Challenge =
Return the whole listing, line for line, without the pictures in it.

-*-

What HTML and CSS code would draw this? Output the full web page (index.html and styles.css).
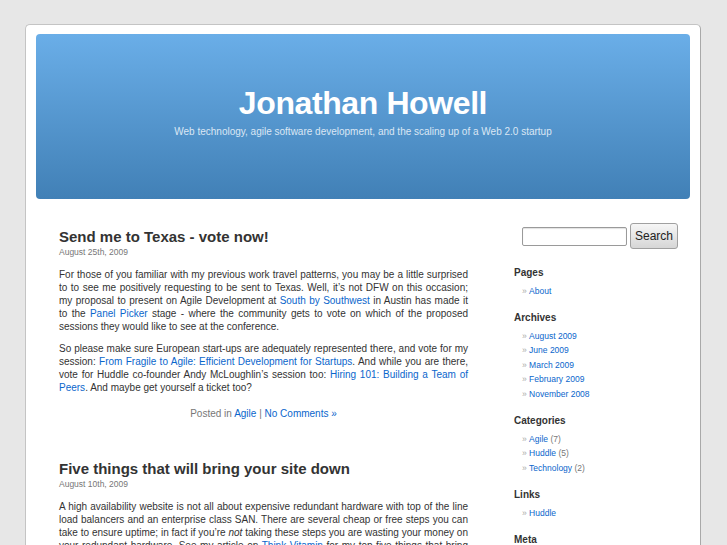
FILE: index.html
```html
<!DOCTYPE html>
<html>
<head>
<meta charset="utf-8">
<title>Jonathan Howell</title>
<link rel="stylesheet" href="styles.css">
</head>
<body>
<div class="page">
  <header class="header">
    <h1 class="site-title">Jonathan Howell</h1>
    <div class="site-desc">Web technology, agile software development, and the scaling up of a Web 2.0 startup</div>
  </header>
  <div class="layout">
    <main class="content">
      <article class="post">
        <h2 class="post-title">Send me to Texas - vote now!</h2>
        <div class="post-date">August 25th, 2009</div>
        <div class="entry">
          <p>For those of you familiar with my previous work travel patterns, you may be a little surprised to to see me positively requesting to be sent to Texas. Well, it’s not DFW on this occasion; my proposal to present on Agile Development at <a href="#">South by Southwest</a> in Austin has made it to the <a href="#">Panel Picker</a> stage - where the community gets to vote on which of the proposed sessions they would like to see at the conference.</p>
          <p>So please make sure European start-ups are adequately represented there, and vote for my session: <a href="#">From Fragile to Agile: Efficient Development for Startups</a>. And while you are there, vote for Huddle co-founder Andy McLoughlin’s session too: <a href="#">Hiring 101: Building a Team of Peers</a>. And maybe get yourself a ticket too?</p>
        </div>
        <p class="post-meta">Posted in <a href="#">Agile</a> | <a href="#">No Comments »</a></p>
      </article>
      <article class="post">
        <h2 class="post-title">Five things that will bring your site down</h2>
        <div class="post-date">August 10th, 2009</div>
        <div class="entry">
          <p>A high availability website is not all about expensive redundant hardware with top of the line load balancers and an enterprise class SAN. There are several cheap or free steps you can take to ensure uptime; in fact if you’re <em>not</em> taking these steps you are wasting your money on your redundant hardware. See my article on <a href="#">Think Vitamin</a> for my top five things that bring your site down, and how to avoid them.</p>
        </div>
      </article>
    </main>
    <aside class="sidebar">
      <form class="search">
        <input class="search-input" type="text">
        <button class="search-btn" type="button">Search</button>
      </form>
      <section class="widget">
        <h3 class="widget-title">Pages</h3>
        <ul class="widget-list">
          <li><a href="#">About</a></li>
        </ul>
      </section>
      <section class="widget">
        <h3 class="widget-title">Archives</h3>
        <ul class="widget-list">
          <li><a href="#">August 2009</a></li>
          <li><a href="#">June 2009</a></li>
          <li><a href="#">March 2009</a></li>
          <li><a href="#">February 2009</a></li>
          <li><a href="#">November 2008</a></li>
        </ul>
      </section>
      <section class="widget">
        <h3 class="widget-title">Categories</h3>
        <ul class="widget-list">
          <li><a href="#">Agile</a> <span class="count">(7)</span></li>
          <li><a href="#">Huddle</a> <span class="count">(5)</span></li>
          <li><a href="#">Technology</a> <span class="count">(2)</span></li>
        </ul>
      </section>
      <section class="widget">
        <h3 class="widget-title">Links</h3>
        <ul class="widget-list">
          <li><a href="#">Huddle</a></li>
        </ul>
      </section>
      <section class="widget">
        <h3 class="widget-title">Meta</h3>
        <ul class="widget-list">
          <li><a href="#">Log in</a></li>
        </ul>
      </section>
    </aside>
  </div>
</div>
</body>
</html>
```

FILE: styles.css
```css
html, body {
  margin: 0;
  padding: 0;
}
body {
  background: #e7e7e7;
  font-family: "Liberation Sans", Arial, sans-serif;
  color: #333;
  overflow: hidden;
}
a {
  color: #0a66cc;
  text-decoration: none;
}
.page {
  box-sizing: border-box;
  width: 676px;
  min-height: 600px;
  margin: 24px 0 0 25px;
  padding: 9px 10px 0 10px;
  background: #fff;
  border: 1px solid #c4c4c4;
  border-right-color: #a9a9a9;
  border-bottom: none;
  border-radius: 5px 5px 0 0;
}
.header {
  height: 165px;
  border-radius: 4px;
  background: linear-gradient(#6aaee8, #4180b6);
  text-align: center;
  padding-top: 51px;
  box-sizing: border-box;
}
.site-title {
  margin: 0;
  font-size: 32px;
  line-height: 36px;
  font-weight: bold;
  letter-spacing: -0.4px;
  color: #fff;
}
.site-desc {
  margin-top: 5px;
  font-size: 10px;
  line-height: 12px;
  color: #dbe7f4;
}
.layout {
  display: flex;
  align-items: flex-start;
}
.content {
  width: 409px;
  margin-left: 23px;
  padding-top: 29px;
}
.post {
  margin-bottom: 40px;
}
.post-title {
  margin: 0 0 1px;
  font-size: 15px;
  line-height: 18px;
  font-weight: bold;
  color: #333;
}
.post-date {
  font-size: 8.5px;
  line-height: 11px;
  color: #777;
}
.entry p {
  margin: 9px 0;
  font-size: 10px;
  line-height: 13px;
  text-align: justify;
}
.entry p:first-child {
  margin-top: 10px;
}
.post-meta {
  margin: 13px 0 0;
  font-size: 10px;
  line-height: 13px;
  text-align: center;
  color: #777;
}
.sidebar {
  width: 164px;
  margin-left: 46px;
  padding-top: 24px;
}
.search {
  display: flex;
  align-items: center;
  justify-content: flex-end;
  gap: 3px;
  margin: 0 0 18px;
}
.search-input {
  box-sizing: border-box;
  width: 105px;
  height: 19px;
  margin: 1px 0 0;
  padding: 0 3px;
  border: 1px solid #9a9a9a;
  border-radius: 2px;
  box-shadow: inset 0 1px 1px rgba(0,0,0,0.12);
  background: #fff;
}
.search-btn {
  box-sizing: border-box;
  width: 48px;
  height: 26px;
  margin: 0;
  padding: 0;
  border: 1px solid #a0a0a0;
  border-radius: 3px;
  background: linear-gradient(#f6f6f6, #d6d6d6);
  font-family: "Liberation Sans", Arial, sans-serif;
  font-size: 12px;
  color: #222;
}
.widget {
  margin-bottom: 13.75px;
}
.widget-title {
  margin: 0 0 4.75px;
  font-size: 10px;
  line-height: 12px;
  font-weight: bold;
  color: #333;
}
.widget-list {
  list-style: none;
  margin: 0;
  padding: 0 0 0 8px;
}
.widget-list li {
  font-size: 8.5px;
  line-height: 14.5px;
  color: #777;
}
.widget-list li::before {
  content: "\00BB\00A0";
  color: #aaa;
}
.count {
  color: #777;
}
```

-*-

Exercise solution =
What HTML and CSS code would draw this? Output the full web page (index.html and styles.css).
FILE: index.html
```html
<!DOCTYPE html>
<html>
<head>
<meta charset="utf-8">
<title>Jonathan Howell</title>
<link rel="stylesheet" href="styles.css">
</head>
<body>
<div class="page">
  <header class="header">
    <h1 class="site-title">Jonathan Howell</h1>
    <div class="site-desc">Web technology, agile software development, and the scaling up of a Web 2.0 startup</div>
  </header>
  <div class="layout">
    <main class="content">
      <article class="post">
        <h2 class="post-title">Send me to Texas - vote now!</h2>
        <div class="post-date">August 25th, 2009</div>
        <div class="entry">
          <p>For those of you familiar with my previous work travel patterns, you may be a little surprised to to see me positively requesting to be sent to Texas. Well, it’s not DFW on this occasion; my proposal to present on Agile Development at <a href="#">South by Southwest</a> in Austin has made it to the <a href="#">Panel Picker</a> stage - where the community gets to vote on which of the proposed sessions they would like to see at the conference.</p>
          <p>So please make sure European start-ups are adequately represented there, and vote for my session: <a href="#">From Fragile to Agile: Efficient Development for Startups</a>. And while you are there, vote for Huddle co-founder Andy McLoughlin’s session too: <a href="#">Hiring 101: Building a Team of Peers</a>. And maybe get yourself a ticket too?</p>
        </div>
        <p class="post-meta">Posted in <a href="#">Agile</a> | <a href="#">No Comments »</a></p>
      </article>
      <article class="post">
        <h2 class="post-title">Five things that will bring your site down</h2>
        <div class="post-date">August 10th, 2009</div>
        <div class="entry">
          <p>A high availability website is not all about expensive redundant hardware with top of the line load balancers and an enterprise class SAN. There are several cheap or free steps you can take to ensure uptime; in fact if you’re <em>not</em> taking these steps you are wasting your money on your redundant hardware. See my article on <a href="#">Think Vitamin</a> for my top five things that bring your site down, and how to avoid them.</p>
        </div>
      </article>
    </main>
    <aside class="sidebar">
      <form class="search">
        <input class="search-input" type="text">
        <button class="search-btn" type="button">Search</button>
      </form>
      <section class="widget">
        <h3 class="widget-title">Pages</h3>
        <ul class="widget-list">
          <li><a href="#">About</a></li>
        </ul>
      </section>
      <section class="widget">
        <h3 class="widget-title">Archives</h3>
        <ul class="widget-list">
          <li><a href="#">August 2009</a></li>
          <li><a href="#">June 2009</a></li>
          <li><a href="#">March 2009</a></li>
          <li><a href="#">February 2009</a></li>
          <li><a href="#">November 2008</a></li>
        </ul>
      </section>
      <section class="widget">
        <h3 class="widget-title">Categories</h3>
        <ul class="widget-list">
          <li><a href="#">Agile</a> <span class="count">(7)</span></li>
          <li><a href="#">Huddle</a> <span class="count">(5)</span></li>
          <li><a href="#">Technology</a> <span class="count">(2)</span></li>
        </ul>
      </section>
      <section class="widget">
        <h3 class="widget-title">Links</h3>
        <ul class="widget-list">
          <li><a href="#">Huddle</a></li>
        </ul>
      </section>
      <section class="widget">
        <h3 class="widget-title">Meta</h3>
        <ul class="widget-list">
          <li><a href="#">Log in</a></li>
        </ul>
      </section>
    </aside>
  </div>
</div>
</body>
</html>
```

FILE: styles.css
```css
html, body {
  margin: 0;
  padding: 0;
}
body {
  background: #e7e7e7;
  font-family: "Liberation Sans", Arial, sans-serif;
  color: #333;
  overflow: hidden;
}
a {
  color: #0a66cc;
  text-decoration: none;
}
.page {
  box-sizing: border-box;
  width: 676px;
  min-height: 600px;
  margin: 24px 0 0 25px;
  padding: 9px 10px 0 10px;
  background: #fff;
  border: 1px solid #c4c4c4;
  border-right-color: #a9a9a9;
  border-bottom: none;
  border-radius: 5px 5px 0 0;
}
.header {
  height: 165px;
  border-radius: 4px;
  background: linear-gradient(#6aaee8, #4180b6);
  text-align: center;
  padding-top: 51px;
  box-sizing: border-box;
}
.site-title {
  margin: 0;
  font-size: 32px;
  line-height: 36px;
  font-weight: bold;
  letter-spacing: -0.4px;
  color: #fff;
}
.site-desc {
  margin-top: 5px;
  font-size: 10px;
  line-height: 12px;
  color: #dbe7f4;
}
.layout {
  display: flex;
  align-items: flex-start;
}
.content {
  width: 409px;
  margin-left: 23px;
  padding-top: 29px;
}
.post {
  margin-bottom: 40px;
}
.post-title {
  margin: 0 0 1px;
  font-size: 15px;
  line-height: 18px;
  font-weight: bold;
  color: #333;
}
.post-date {
  font-size: 8.5px;
  line-height: 11px;
  color: #777;
}
.entry p {
  margin: 9px 0;
  font-size: 10px;
  line-height: 13px;
  text-align: justify;
}
.entry p:first-child {
  margin-top: 10px;
}
.post-meta {
  margin: 13px 0 0;
  font-size: 10px;
  line-height: 13px;
  text-align: center;
  color: #777;
}
.sidebar {
  width: 164px;
  margin-left: 46px;
  padding-top: 24px;
}
.search {
  display: flex;
  align-items: center;
  justify-content: flex-end;
  gap: 3px;
  margin: 0 0 18px;
}
.search-input {
  box-sizing: border-box;
  width: 105px;
  height: 19px;
  margin: 1px 0 0;
  padding: 0 3px;
  border: 1px solid #9a9a9a;
  border-radius: 2px;
  box-shadow: inset 0 1px 1px rgba(0,0,0,0.12);
  background: #fff;
}
.search-btn {
  box-sizing: border-box;
  width: 48px;
  height: 26px;
  margin: 0;
  padding: 0;
  border: 1px solid #a0a0a0;
  border-radius: 3px;
  background: linear-gradient(#f6f6f6, #d6d6d6);
  font-family: "Liberation Sans", Arial, sans-serif;
  font-size: 12px;
  color: #222;
}
.widget {
  margin-bottom: 13.75px;
}
.widget-title {
  margin: 0 0 4.75px;
  font-size: 10px;
  line-height: 12px;
  font-weight: bold;
  color: #333;
}
.widget-list {
  list-style: none;
  margin: 0;
  padding: 0 0 0 8px;
}
.widget-list li {
  font-size: 8.5px;
  line-height: 14.5px;
  color: #777;
}
.widget-list li::before {
  content: "\00BB\00A0";
  color: #aaa;
}
.count {
  color: #777;
}
```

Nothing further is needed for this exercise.